**Directions**: Take every line where the string "Clone" appears and copy it.

**Extracted information**:
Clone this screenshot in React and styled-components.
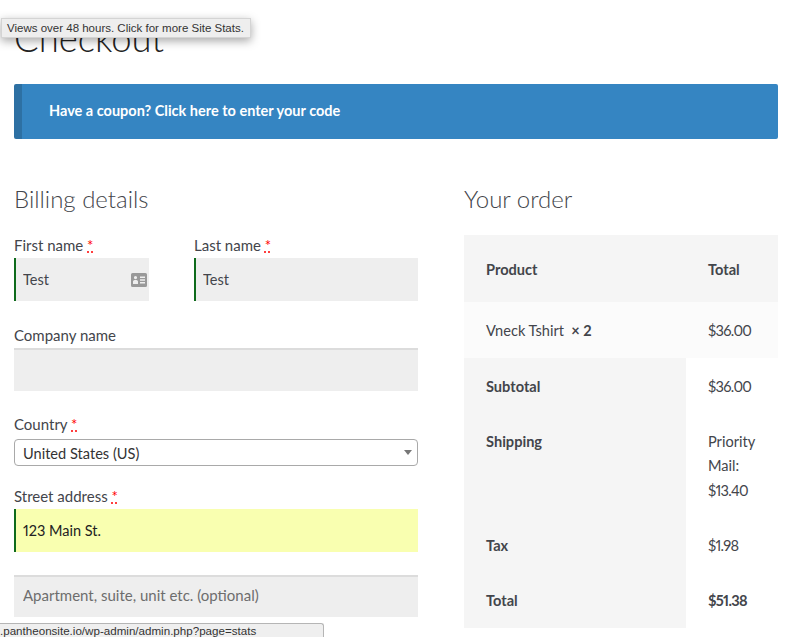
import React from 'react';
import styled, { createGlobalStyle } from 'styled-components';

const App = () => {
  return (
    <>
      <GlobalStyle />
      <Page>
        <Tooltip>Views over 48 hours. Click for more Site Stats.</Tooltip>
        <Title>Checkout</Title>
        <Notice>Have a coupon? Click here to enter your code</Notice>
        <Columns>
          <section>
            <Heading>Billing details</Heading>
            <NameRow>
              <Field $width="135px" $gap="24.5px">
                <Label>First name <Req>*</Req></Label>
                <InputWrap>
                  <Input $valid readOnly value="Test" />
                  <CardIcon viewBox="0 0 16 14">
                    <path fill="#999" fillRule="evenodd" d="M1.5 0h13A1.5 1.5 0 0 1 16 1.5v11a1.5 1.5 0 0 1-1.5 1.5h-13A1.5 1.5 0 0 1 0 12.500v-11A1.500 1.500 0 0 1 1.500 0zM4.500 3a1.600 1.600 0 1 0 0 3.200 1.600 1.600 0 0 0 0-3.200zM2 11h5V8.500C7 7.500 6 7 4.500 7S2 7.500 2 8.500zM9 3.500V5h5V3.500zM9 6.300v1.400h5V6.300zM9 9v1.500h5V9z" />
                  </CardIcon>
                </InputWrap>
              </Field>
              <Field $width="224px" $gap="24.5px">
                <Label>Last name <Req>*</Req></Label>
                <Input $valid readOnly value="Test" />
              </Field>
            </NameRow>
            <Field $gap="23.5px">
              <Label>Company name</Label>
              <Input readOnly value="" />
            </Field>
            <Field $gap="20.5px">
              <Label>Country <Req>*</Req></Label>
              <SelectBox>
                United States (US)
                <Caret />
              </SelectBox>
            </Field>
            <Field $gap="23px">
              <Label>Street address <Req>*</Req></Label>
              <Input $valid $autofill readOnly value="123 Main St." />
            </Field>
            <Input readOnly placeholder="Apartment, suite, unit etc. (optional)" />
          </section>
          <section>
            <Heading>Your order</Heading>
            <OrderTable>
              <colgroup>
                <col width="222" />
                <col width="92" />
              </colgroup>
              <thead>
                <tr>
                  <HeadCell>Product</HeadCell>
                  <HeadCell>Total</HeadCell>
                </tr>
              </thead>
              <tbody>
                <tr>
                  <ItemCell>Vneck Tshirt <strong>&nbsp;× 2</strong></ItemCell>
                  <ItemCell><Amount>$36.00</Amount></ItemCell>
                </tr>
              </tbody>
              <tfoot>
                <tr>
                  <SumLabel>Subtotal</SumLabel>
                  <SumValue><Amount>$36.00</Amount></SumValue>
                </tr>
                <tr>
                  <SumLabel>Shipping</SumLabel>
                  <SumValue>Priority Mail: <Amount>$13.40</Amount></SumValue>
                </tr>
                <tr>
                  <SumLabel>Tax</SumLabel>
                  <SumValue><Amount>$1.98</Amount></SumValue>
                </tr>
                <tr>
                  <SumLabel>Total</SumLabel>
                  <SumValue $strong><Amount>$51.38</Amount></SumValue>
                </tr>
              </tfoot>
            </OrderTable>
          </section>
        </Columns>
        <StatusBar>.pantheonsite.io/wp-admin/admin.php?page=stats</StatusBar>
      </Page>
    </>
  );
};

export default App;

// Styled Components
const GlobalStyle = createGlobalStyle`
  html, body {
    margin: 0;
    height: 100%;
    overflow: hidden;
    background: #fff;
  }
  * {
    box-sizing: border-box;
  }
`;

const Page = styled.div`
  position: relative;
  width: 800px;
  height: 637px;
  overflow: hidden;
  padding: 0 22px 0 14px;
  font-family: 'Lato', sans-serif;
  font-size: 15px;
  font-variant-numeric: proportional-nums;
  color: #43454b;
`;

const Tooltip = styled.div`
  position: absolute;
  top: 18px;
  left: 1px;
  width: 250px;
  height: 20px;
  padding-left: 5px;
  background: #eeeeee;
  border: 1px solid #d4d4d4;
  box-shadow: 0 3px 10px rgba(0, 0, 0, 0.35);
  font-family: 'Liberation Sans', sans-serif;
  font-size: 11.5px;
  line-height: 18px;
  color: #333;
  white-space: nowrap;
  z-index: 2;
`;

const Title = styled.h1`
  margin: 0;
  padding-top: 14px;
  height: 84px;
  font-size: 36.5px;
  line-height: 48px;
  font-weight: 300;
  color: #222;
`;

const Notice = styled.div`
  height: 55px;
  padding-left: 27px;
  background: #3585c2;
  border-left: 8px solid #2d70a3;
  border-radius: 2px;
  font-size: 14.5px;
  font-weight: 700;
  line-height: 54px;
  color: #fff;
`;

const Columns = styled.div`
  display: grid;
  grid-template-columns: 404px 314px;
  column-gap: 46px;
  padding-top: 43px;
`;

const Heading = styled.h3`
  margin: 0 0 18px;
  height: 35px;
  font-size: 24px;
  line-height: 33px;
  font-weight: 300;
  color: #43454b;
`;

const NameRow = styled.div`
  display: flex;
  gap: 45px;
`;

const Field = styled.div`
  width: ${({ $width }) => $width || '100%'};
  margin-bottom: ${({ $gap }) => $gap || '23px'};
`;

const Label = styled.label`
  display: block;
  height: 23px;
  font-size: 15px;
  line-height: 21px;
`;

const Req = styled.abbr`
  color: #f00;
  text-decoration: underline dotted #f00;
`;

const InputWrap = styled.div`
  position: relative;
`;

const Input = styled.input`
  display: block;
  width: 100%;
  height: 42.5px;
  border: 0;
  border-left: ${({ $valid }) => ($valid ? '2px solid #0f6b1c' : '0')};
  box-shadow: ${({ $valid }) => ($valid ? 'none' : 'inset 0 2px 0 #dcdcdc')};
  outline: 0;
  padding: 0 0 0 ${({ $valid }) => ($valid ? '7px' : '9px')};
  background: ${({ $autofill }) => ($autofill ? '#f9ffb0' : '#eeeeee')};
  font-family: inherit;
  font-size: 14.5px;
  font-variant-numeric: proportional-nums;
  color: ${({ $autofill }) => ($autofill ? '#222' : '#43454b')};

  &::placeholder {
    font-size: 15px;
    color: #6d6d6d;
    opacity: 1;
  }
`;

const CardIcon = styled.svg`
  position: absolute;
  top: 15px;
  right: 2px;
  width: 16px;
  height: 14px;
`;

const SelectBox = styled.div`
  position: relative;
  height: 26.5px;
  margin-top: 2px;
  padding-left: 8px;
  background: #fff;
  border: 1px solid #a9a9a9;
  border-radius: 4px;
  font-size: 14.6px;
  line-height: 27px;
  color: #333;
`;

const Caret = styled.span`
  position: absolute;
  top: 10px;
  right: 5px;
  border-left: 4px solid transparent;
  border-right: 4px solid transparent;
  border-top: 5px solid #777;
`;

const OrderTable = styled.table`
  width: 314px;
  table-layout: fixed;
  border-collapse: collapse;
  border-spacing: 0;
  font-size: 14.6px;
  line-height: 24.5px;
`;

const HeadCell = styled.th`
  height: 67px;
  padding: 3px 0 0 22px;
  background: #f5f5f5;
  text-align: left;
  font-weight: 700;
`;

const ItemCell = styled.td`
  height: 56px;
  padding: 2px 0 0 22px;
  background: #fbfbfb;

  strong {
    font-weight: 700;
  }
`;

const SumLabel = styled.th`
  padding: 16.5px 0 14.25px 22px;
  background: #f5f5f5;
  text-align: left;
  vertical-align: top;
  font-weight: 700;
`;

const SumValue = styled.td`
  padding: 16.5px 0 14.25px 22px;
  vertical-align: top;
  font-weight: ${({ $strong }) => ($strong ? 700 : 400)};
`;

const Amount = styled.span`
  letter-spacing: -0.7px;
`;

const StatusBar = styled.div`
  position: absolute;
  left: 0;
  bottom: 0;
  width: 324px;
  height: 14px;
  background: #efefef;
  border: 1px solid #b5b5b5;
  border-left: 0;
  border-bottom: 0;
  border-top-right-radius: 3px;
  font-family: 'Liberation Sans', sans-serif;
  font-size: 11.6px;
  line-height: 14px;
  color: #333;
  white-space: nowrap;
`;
==
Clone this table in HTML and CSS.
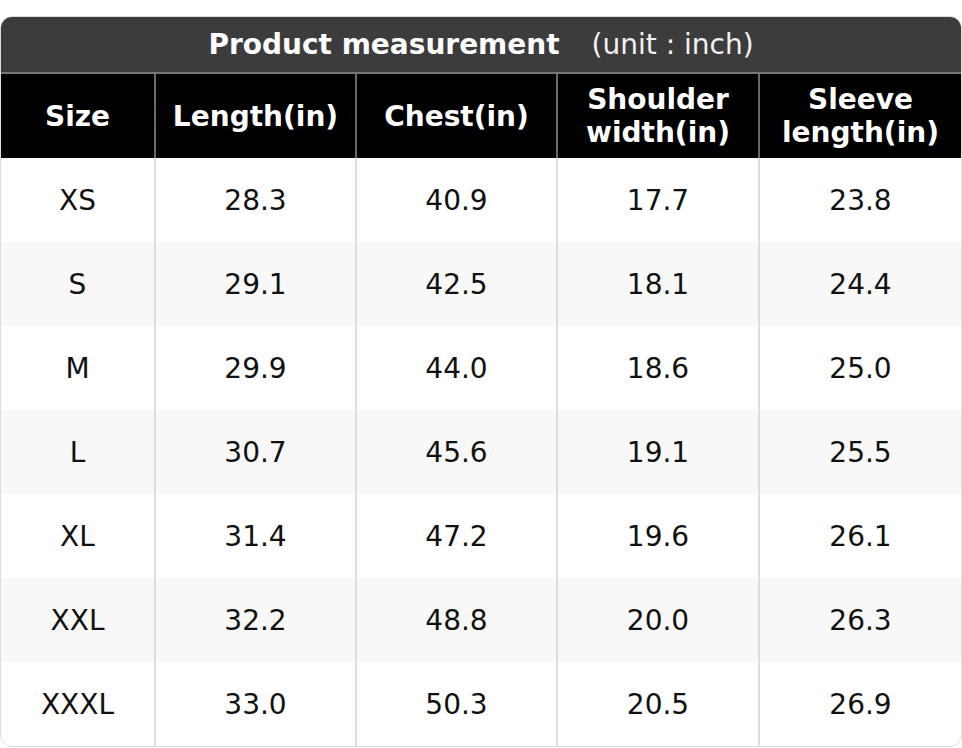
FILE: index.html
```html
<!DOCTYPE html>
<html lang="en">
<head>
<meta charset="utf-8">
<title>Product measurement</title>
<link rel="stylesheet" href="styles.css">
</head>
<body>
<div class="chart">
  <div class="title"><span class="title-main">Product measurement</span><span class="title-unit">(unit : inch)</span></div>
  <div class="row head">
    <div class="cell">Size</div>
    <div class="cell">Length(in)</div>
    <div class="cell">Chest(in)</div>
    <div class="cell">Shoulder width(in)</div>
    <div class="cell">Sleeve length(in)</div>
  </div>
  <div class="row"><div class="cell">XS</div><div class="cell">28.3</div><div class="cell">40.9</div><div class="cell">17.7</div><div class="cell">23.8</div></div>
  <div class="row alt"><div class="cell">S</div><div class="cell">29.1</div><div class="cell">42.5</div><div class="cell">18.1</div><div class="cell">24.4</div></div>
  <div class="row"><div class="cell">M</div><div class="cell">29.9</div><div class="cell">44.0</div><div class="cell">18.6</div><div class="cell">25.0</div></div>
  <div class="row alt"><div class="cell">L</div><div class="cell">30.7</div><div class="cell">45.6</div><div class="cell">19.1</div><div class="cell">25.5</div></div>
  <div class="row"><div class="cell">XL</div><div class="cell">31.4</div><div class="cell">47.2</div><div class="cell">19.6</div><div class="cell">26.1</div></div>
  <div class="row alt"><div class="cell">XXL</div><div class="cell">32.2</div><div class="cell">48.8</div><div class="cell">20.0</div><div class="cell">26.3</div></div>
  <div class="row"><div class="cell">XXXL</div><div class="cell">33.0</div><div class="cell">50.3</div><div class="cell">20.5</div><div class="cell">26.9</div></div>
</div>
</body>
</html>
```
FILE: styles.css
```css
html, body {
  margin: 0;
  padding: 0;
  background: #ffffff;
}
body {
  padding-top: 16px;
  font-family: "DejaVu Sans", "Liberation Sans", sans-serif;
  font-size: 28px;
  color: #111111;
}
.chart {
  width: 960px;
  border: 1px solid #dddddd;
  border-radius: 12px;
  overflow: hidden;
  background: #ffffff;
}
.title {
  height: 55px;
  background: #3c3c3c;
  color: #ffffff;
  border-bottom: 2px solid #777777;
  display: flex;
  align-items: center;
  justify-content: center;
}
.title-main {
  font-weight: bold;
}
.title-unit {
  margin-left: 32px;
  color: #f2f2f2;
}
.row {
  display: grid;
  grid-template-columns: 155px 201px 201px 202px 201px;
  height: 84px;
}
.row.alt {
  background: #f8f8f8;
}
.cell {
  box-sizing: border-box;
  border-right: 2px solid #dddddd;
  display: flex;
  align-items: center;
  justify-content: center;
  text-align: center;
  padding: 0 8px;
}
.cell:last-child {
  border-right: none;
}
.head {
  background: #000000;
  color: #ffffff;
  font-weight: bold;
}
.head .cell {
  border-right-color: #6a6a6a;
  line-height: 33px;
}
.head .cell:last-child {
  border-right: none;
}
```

**Written response**:
Clone this screenshot in React and styled-components.
Clone this table in HTML and CSS.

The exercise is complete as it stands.